Refactoring to Serverless: From Application to Automation | Amazon Web Services
Briefly

Serverless technologies not only minimize the time that builders spend managing infrastructure, they also help builders reduce the amount of application code they need to write. Replacing application code with fully managed cloud services improves both the operational characteristics and the maintainability of your applications thanks to a cleaner separation between business logic and application topology.
Since the launch of AWS Lambda in 2014, serverless has evolved to be more than just a cloud runtime. The ability to easily deploy and scale individual functions, coupled with per-millisecond billing, has led to the evolution of modern application architectures from monoliths towards loosely-coupled applications.
Modern distributed architectures with independent runtime elements have a distinct topology graph that represents which elements talk to others.
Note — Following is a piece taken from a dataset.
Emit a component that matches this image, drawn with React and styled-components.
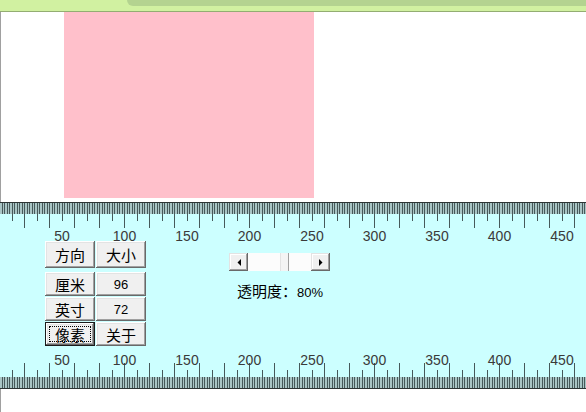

The topology has a major influence on the application's runtime characteristics like latency, throughput, or resilience.
Cloud automation languages, commonly referred to as IaC (Infrastructure as Code), date back to 2011 with the launch of CloudFormation, which allowed users to declare a set of cloud resources in configuration files instead of issuing a series of API calls or CLI commands. Initial document-oriented automation languages were soon complemented by frameworks like AWS Cloud Development Kit (CDK), CDK for Terraform, and Pulumi.